◆ Aim of the exercise: Output the data below in full, character for character.

◆ Data excerpt:
··········

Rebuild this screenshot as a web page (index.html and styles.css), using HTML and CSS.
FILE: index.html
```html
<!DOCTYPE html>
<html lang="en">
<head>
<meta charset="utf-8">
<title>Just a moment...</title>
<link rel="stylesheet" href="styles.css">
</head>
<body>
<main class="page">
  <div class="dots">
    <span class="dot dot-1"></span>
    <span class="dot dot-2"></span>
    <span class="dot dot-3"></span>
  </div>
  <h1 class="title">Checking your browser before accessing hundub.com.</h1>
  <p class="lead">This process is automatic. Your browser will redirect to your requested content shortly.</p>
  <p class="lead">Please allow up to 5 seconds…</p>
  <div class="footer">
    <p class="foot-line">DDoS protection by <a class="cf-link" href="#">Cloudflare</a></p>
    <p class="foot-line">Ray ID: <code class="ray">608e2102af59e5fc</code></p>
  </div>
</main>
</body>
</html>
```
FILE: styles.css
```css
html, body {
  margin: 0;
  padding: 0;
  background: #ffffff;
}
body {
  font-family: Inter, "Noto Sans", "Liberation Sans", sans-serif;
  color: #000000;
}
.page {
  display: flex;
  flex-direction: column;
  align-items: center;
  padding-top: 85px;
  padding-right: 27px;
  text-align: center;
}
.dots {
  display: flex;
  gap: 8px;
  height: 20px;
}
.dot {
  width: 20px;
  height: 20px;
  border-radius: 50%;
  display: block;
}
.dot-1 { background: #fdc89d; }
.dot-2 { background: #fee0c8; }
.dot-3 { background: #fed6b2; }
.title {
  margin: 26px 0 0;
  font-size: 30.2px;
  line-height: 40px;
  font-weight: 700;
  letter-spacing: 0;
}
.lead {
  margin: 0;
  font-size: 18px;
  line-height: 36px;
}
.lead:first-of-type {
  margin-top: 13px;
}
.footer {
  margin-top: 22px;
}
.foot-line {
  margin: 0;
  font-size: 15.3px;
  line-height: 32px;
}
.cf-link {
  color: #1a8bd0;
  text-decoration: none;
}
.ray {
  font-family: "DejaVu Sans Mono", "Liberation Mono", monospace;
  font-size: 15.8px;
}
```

··········

◆ Completed task:
Rebuild this screenshot as a web page (index.html and styles.css), using HTML and CSS.
FILE: index.html
```html
<!DOCTYPE html>
<html lang="en">
<head>
<meta charset="utf-8">
<title>Just a moment...</title>
<link rel="stylesheet" href="styles.css">
</head>
<body>
<main class="page">
  <div class="dots">
    <span class="dot dot-1"></span>
    <span class="dot dot-2"></span>
    <span class="dot dot-3"></span>
  </div>
  <h1 class="title">Checking your browser before accessing hundub.com.</h1>
  <p class="lead">This process is automatic. Your browser will redirect to your requested content shortly.</p>
  <p class="lead">Please allow up to 5 seconds…</p>
  <div class="footer">
    <p class="foot-line">DDoS protection by <a class="cf-link" href="#">Cloudflare</a></p>
    <p class="foot-line">Ray ID: <code class="ray">608e2102af59e5fc</code></p>
  </div>
</main>
</body>
</html>
```
FILE: styles.css
```css
html, body {
  margin: 0;
  padding: 0;
  background: #ffffff;
}
body {
  font-family: Inter, "Noto Sans", "Liberation Sans", sans-serif;
  color: #000000;
}
.page {
  display: flex;
  flex-direction: column;
  align-items: center;
  padding-top: 85px;
  padding-right: 27px;
  text-align: center;
}
.dots {
  display: flex;
  gap: 8px;
  height: 20px;
}
.dot {
  width: 20px;
  height: 20px;
  border-radius: 50%;
  display: block;
}
.dot-1 { background: #fdc89d; }
.dot-2 { background: #fee0c8; }
.dot-3 { background: #fed6b2; }
.title {
  margin: 26px 0 0;
  font-size: 30.2px;
  line-height: 40px;
  font-weight: 700;
  letter-spacing: 0;
}
.lead {
  margin: 0;
  font-size: 18px;
  line-height: 36px;
}
.lead:first-of-type {
  margin-top: 13px;
}
.footer {
  margin-top: 22px;
}
.foot-line {
  margin: 0;
  font-size: 15.3px;
  line-height: 32px;
}
.cf-link {
  color: #1a8bd0;
  text-decoration: none;
}
.ray {
  font-family: "DejaVu Sans Mono", "Liberation Mono", monospace;
  font-size: 15.8px;
}
```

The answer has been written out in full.